It turns out that the reason why the bullpen was so effective reveals yet another variation of cluster luck – this one, perhaps the most hidden of all. As many fans know, looking at an opponents’ Batting Average on Balls In Play (BABIP) gives a decent approximation of a defense’s effectiveness at turning batted balls into outs. For instance, the Marlins opponents hit .300 on balls they hit into the field of play. Therefore the Marlins defense converted 70% of batted balls into outs. (A true measure of defense effectiveness adds a number of additional steps, but for this illustration, we can stop here.)
When the Oakland A’s starters were on the mound, the defense converted batted balls into outs at a 70.7% clip. However, when the relievers pitched the figure was an astounding 75%. How good is 75%? The best overall figure in the league belonged to the Los Angeles Angels at 72.3% – and an additional 2.7% spread is huge. So the A’s defense was simply average (14th in MLB) roughly two-thirds of the time (innings pitched by starters) and better than any overall defense has ever been the other third of the time. (That difference of 4.3% (75% - 70.7%) is way higher than any other team’s.) And that “other third” of the time came in more important, higher-leverage situations because they occurred when relievers were in the game.
This is a classic example of an unsustainable skill improvement in “the clutch”. The A’s defense hasn’t figured out a way to suddenly become the best fielders in baseball when the game is on the line. They simply represent another example of a specific type of cluster luck, and during 2012 their low-strikeout, low-groundball, high-walk bullpen was the beneficiary. When you see such a large increase below in the runs allowed projection for 2013, this is one of the biggest factors.
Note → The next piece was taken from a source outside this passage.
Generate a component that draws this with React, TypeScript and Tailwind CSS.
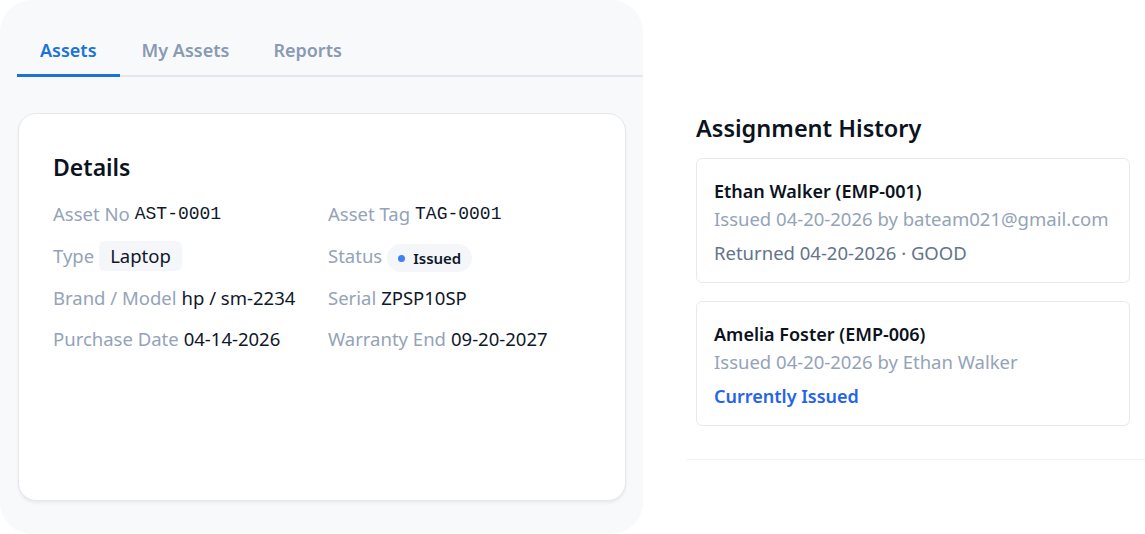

The projection has the A’s essentially performing at an identical level as the subject of yesterday’s preview, the Texas Rangers. (I “awarded” the Rangers the 2nd Wild Card berth on the flimsy basis of run differential.) The A’s have a number of question marks but thanks to a core of dynamic hitters, there is every reason to believe the excitement that gathered steam at the Coliseum during last season will continue this year and, in a turn of phrase my new friend in Las Vegas might approve of, the “ghosts of 2012” will be awakened.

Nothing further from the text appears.